Bestiaires du Moyen Âge, Michel Pastoureau (par Didier Smal)

Ecrit par Didier Smal , le Mardi, 06 Avril 2021. , dans Les Livres, Critiques, Essais, La Une Livres, Points

Bestiaires du Moyen Âge, novembre 2020, 336 pages, 13 € . Ecrivain(s): Michel Pastoureau Edition: Points

 

Publié pour la première fois en 2011, Bestiaires du Moyen Âge bénéficie d’une réédition en poche récente ; l’occasion est belle d’ouvrir à nouveau cet essai qui est avant tout un parcours dans l’imaginaire qui fonde la société occidentale. D’autant plus belle que cette édition de poche est imprimée sur un épais papier glacé et illustrée de nombreuses reproductions d’enluminures provenant de manuscrits précieux. En un sens, puisque mise en rapport entre le sens et l’image, entre ce qui est dit et ce qui est montré, cet ouvrage spécifique s’inscrit dans la logique de l’œuvre d’historien de Michel Pastoureau : étude de l’héraldique, étude des couleurs (à parfois décoder dans leur symbolique en rapport avec l’animal), Les Animaux célèbres, en 2001, un ouvrage sur l’ours, un autre sur le cochon – ça devait bien en arriver là un jour ou l’autre.

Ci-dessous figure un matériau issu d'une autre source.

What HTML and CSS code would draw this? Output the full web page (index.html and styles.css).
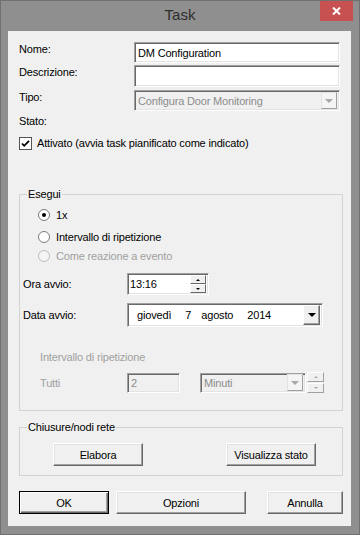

D’autant que les études spécifiquement animalières de Pastoureau découlent à leur tour d’un intérêt relativement récent porté par les historiens à l’animal en tant que tel, et non pas en tant que simple adjuvant à l’Histoire – intérêt cristallisé par le médiéviste Robert Delort en 1984 avec Les Animaux ont une histoire.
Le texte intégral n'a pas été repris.